#### [GIVEN PROBLEM]
From the entries below, pull out each line where "page" appears.

Saved data entries
============

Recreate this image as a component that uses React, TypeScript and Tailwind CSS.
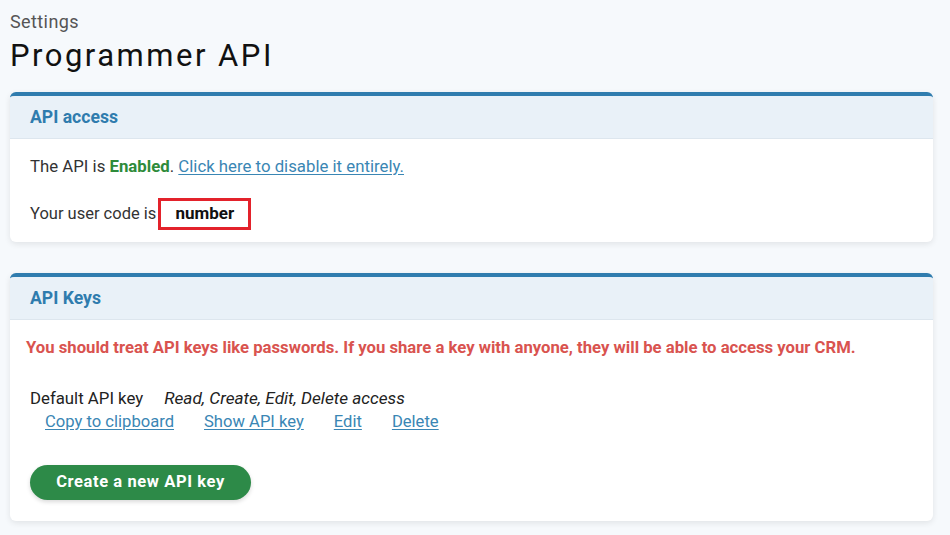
import React from "react";

const Card: React.FC<{ title: string; children: React.ReactNode; className?: string }> = ({
  title,
  children,
  className,
}) => {
  return (
    <div
      className={
        "w-[923px] rounded-[6px] border-t-[4px] border-[#2f7cae] bg-white shadow-[0_2px_6px_rgba(0,0,0,0.09)] overflow-hidden " +
        (className ?? "")
      }
    >
      <div className="h-[43px] flex items-center px-[20px] pt-[1px] bg-[#e9f1f8] border-b border-[#dde6ee]">
        <h2 className="text-[17.6px] font-bold text-[#2f7cae]">{title}</h2>
      </div>
      {children}
    </div>
  );
};

export default function App() {
  return (
    <div
      className="w-[950px] h-[535px] overflow-hidden bg-[#f6f9fc] px-[10px] pt-[12px] text-[#222]"
      style={{ fontFamily: "Roboto, 'Liberation Sans', sans-serif" }}
    >
      <div className="text-[18px] leading-[20px] tracking-[0.4px] text-[#555]">Settings</div>
      <h1 className="text-[31px] leading-[36px] tracking-[2.5px] text-[#111] mt-[6px]">Programmer API</h1>

      <Card title="API access" className="mt-[18px]">
        <div className="px-[20px] pt-[15px] pb-[12px] text-[16.8px] text-[#333]">
          <p className="leading-[24px]">
            The API is <span className="font-bold text-[#2e8b3a]">Enabled</span>.{" "}
            <a className="text-[#3a86b4] underline underline-offset-2">Click here to disable it entirely.</a>
          </p>
          <div className="flex items-center mt-[20px]">
            <span className="text-[16.5px]">Your user code is</span>
            <span className="ml-[2px] w-[93px] h-[32px] border-[3px] border-[#e3222b] flex items-center justify-center text-[17px] font-bold text-[#111]">
              number
            </span>
          </div>
        </div>
      </Card>

      <Card title="API Keys" className="mt-[31px]">
        <div className="pl-[16px] pr-[20px] pt-[18px] pb-[21px]">
          <p className="text-[16.7px] font-bold text-[#d9534f] leading-[20px]">
            You should treat API keys like passwords. If you share a key with anyone, they will be able to access
            your CRM.
          </p>
          <div className="pl-[4px] mt-[30px] flex gap-[21px] leading-[20px] text-[#222]">
            <span className="text-[16.8px]">Default API key</span>
            <span className="text-[17.2px] italic">Read, Create, Edit, Delete access</span>
          </div>
          <div className="pl-[19px] mt-[4px] flex gap-[30px] text-[16.6px] leading-[20px] text-[#3a86b4] [&>a]:underline [&>a]:underline-offset-2">
            <a>Copy to clipboard</a>
            <a>Show API key</a>
            <a>Edit</a>
            <a>Delete</a>
          </div>
          <button className="block ml-[4px] mt-[33px] w-[221px] h-[35px] rounded-full bg-[#2d8a48] text-white text-[16.5px] font-bold tracking-[0.6px] shadow-[0_2px_4px_rgba(0,0,0,0.15)]">
            Create a new API key
          </button>
        </div>
      </Card>
    </div>
  );
}
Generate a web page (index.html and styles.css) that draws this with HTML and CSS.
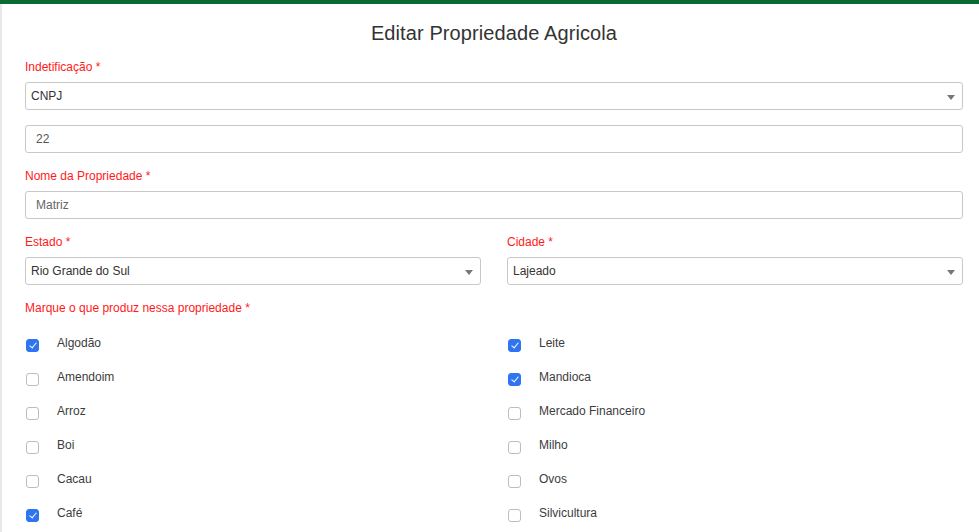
FILE: index.html
```html
<!DOCTYPE html>
<html lang="pt-BR">
<head>
<meta charset="utf-8">
<title>Editar Propriedade Agricola</title>
<link rel="stylesheet" href="styles.css">
</head>
<body>
<div class="topbar"></div>
<main class="page">
  <h1 class="title">Editar Propriedade Agricola</h1>

  <div class="group">
    <label class="label">Indetificação *</label>
    <div class="select"><span>CNPJ</span><i class="caret"></i></div>
  </div>
  <div class="group">
    <div class="input value-dark">22</div>
  </div>

  <div class="group">
    <label class="label">Nome da Propriedade *</label>
    <div class="input">Matriz</div>
  </div>

  <div class="row2">
    <div class="group">
      <label class="label">Estado *</label>
      <div class="select"><span>Rio Grande do Sul</span><i class="caret"></i></div>
    </div>
    <div class="group">
      <label class="label">Cidade *</label>
      <div class="select"><span>Lajeado</span><i class="caret"></i></div>
    </div>
  </div>

  <div class="group last">
    <label class="label">Marque o que produz nessa propriedade *</label>
    <div class="checks">
      <ul class="check-col">
        <li class="check"><span class="box on"></span>Algodão</li>
        <li class="check"><span class="box"></span>Amendoim</li>
        <li class="check"><span class="box"></span>Arroz</li>
        <li class="check"><span class="box"></span>Boi</li>
        <li class="check"><span class="box"></span>Cacau</li>
        <li class="check"><span class="box on"></span>Café</li>
      </ul>
      <ul class="check-col">
        <li class="check"><span class="box on"></span>Leite</li>
        <li class="check"><span class="box on"></span>Mandioca</li>
        <li class="check"><span class="box"></span>Mercado Financeiro</li>
        <li class="check"><span class="box"></span>Milho</li>
        <li class="check"><span class="box"></span>Ovos</li>
        <li class="check"><span class="box"></span>Silvicultura</li>
      </ul>
    </div>
  </div>
</main>
<div class="fade"></div>
</body>
</html>
```

FILE: styles.css
```css
html, body {
  margin: 0;
  padding: 0;
  background: #fff;
  height: 532px;
  overflow: hidden;
}
body {
  font-family: "Helvetica Neue", "Liberation Sans", Arial, sans-serif;
  color: #333;
}
.topbar {
  height: 4px;
  background: #0b6a31;
}
.page {
  border-left: 2px solid #e8e8e8;
  padding: 0 16px 0 23px;
  height: 528px;
  box-sizing: border-box;
  overflow: hidden;
}
.title {
  margin: 0;
  padding: 17px 0 14px;
  text-align: center;
  font-size: 20px;
  line-height: 24px;
  font-weight: 500;
  color: #333;
  letter-spacing: 0.1px;
}
.group {
  margin-bottom: 15px;
}
.group.last {
  margin-bottom: 0;
}
.label {
  display: block;
  color: #ff1a1a;
  font-size: 12px;
  line-height: 16px;
  margin-bottom: 7px;
}
.select, .input {
  box-sizing: border-box;
  height: 28px;
  border: 1px solid #c8c8c8;
  border-radius: 3px;
  display: flex;
  align-items: center;
  font-size: 12px;
  background: #fff;
}
.select {
  padding: 0 5px;
  justify-content: space-between;
  color: #333;
}
.input {
  padding: 0 10px;
  color: #666;
}
.value-dark {
  color: #555;
}
.caret {
  width: 0;
  height: 0;
  border-left: 4px solid transparent;
  border-right: 4px solid transparent;
  border-top: 5px solid #777;
  margin-right: 2px;
  margin-top: 2px;
}
.row2 {
  display: grid;
  grid-template-columns: 1fr 1fr;
  column-gap: 26px;
}
.checks {
  display: grid;
  grid-template-columns: 1fr 1fr;
  column-gap: 26px;
  margin-top: 10px;
}
.check-col {
  list-style: none;
  margin: 0;
  padding: 0;
}
.check {
  height: 34px;
  display: flex;
  align-items: center;
  font-size: 12px;
  color: #3c3c3c;
}
.box {
  box-sizing: border-box;
  width: 13px;
  height: 13px;
  margin: 4px 18px 0 1px;
  border: 1px solid #bdbdbd;
  border-radius: 3px;
  background: #fff;
  position: relative;
  flex: none;
}
.box.on {
  background: #2f74f0;
  border-color: #2f74f0;
}
.box.on::after {
  content: "";
  position: absolute;
  left: 3.5px;
  top: 1.5px;
  width: 3px;
  height: 6px;
  border-right: 1.8px solid #fff;
  border-bottom: 1.8px solid #fff;
  transform: rotate(40deg);
}
.fade {
  position: fixed;
  left: 0;
  right: 0;
  bottom: 0;
  height: 30px;
  z-index: -1;
  background: linear-gradient(to bottom, rgba(236,236,236,0), #ebebeb);
  pointer-events: none;
}
```
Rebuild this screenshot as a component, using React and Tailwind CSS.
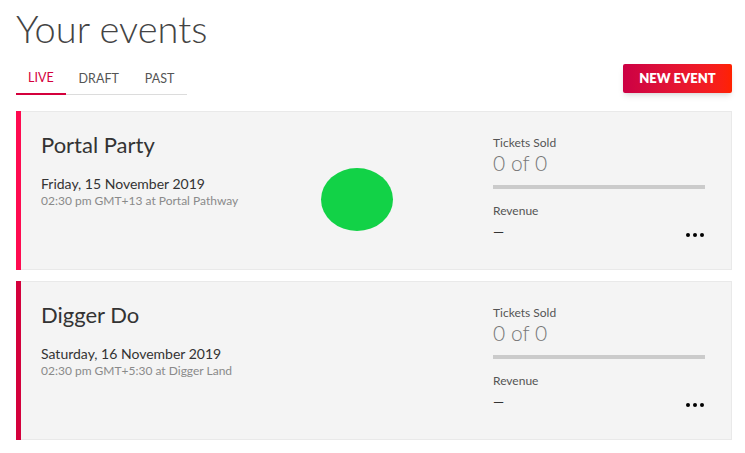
const events = [
  {
    name: 'Portal Party',
    date: 'Friday, 15 November 2019',
    detail: '02:30 pm GMT+13 at Portal Pathway',
    accent: 'bg-[#ff0a50]',
    blob: true,
  },
  {
    name: 'Digger Do',
    date: 'Saturday, 16 November 2019',
    detail: '02:30 pm GMT+5:30 at Digger Land',
    accent: 'bg-[#d4003c]',
    blob: false,
  },
];

function EventCard({ event }) {
  return (
    <div className="flex h-[159px] bg-[#f4f4f4] border border-[#e9e9e9]">
      <div className={`w-[5px] -my-px -ml-px shrink-0 ${event.accent}`} />
      <div className="flex-1 flex pl-5 pt-[17px]">
        <div className="w-[280px]">
          <h2 className="text-[22px] leading-[32px] text-[#333]">{event.name}</h2>
          <p className="mt-[14px] text-[14px] leading-[18px] text-[#333]">{event.date}</p>
          <p className="text-[12px] leading-[16px] text-[#8a8a8a]">{event.detail}</p>
        </div>
        <div className="w-[172px]">
          {event.blob && <div className="mt-[39px] w-[72px] h-[63px] rounded-[50%] bg-[#12d247]" />}
        </div>
        <div className="w-[212px] pt-[6px]">
          <p className="text-[12px] leading-[16px] text-[#555]">Tickets Sold</p>
          <p className="text-[21px] leading-[24px] font-light text-[#777]">0 of 0</p>
          <div className="mt-[10px] h-[4px] bg-[#cbcbcb]" />
          <p className="mt-[14px] text-[12px] leading-[16px] text-[#555]">Revenue</p>
          <div className="flex items-center justify-between">
            <span className="text-[14px] leading-[26px] text-[#333]">—</span>
            <div className="flex gap-[3px] mt-[5px] mr-[1px]">
              <span className="w-[4px] h-[4px] rounded-full bg-black" />
              <span className="w-[4px] h-[4px] rounded-full bg-black" />
              <span className="w-[4px] h-[4px] rounded-full bg-black" />
            </div>
          </div>
        </div>
      </div>
    </div>
  );
}

export default function App() {
  return (
    <div className="w-[745px] h-[453px] bg-white pl-4 pr-[13px] font-['Lato','Open_Sans',sans-serif] overflow-hidden">
      <h1 className="pt-[5px] text-[38px] leading-[46px] font-light text-[#444]">Your events</h1>
      <div className="mt-[13px] flex items-end justify-between">
        <div className="flex border-b border-[#dcdcdc]">
          <button className="px-[12px] pb-[5px] -mb-px border-b-2 border-[#d4003c] text-[12.5px] text-[#d4003c]">LIVE</button>
          <button className="px-[13px] pb-[5px] text-[12.5px] text-[#555]">DRAFT</button>
          <button className="px-[13px] pb-[5px] text-[12.5px] text-[#555]">PAST</button>
        </div>
        <button className="mb-[2px] w-[109px] h-[29px] rounded-[2px] bg-gradient-to-r from-[#cc0044] to-[#ff2200] text-white text-[13px] font-extrabold shadow-md">
          NEW EVENT
        </button>
      </div>
      <div className="mt-[16px] flex flex-col gap-[11px]">
        {events.map((e) => (
          <EventCard key={e.name} event={e} />
        ))}
      </div>
    </div>
  );
}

============

#### [OUTPUT]
Generate a web page (index.html and styles.css) that draws this with HTML and CSS.
<main class="page">
.page {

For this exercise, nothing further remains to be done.